====== Source data
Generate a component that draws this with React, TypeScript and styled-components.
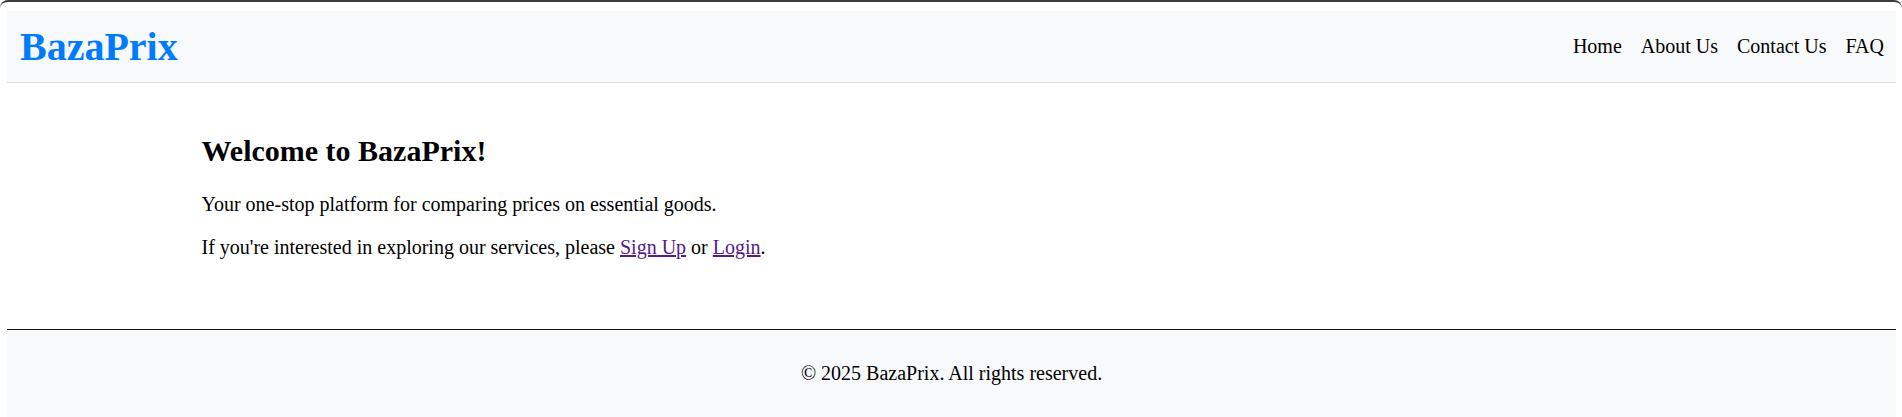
import styled, { createGlobalStyle } from 'styled-components';

const GlobalStyle = createGlobalStyle`
  html, body {
    margin: 0;
    padding: 0;
    background: #ffffff;
  }
  body {
    font-family: 'Liberation Serif', 'Times New Roman', serif;
    font-size: 20px;
    color: #000000;
  }
`;

const Frame = styled.div`
  border-top: 2px solid #3a3a3a;
  border-radius: 8px 8px 0 0;
  padding: 9px 6px 0 7px;
`;

const Header = styled.header`
  display: flex;
  flex-direction: row;
  justify-content: space-between;
  align-items: center;
  padding: 12px 12px 12px 13px;
  background: #f8f9fa;
  border-bottom: 1px solid #dcdcdc;
`;

const Logo = styled.h1`
  margin: 0;
  font-size: 40px;
  font-weight: 700;
  color: #007bff;
`;

const Nav = styled.nav`
  display: flex;
  flex-direction: row;
  gap: 19px;

  > a {
    font-size: 20px;
    color: #000000;
    text-decoration: none;
  }
`;

const Main = styled.main`
  max-width: 1500px;
  margin: 0 auto;
  padding: 26px 0 25px;

  > h2 {
    font-size: 30px;
    font-weight: 700;
    margin: 25px 0;
  }

  > p {
    margin: 20px 0;
  }

  a {
    color: #551a8b;
    text-decoration: underline;
  }
`;

const Footer = styled.footer`
  margin-top: 25px;
  padding: 12px;
  background: #f8f9fa;
  border-top: 1px solid #111111;
  text-align: center;

  > p {
    margin: 20px 0;
  }
`;

const App = () => {
  return (
    <>
      <GlobalStyle />
      <Frame>
        <Header>
          <Logo>BazaPrix</Logo>
          <Nav>
            <a href="#">Home</a>
            <a href="#">About Us</a>
            <a href="#">Contact Us</a>
            <a href="#">FAQ</a>
          </Nav>
        </Header>
        <Main>
          <h2>Welcome to BazaPrix!</h2>
          <p>Your one-stop platform for comparing prices on essential goods.</p>
          <p>
            If you're interested in exploring our services, please <a href="#">Sign Up</a> or{' '}
            <a href="#">Login</a>.
          </p>
        </Main>
        <Footer>
          <p>© 2025 BazaPrix. All rights reserved.</p>
        </Footer>
      </Frame>
    </>
  );
};

export default App;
============
Identify and list each line with the word "styled".

» **Worked solution**:
Generate a component that draws this with React, TypeScript and styled-components.
import styled, { createGlobalStyle } from 'styled-components';
const Frame = styled.div`
const Header = styled.header`
const Logo = styled.h1`
const Nav = styled.nav`
const Main = styled.main`
const Footer = styled.footer`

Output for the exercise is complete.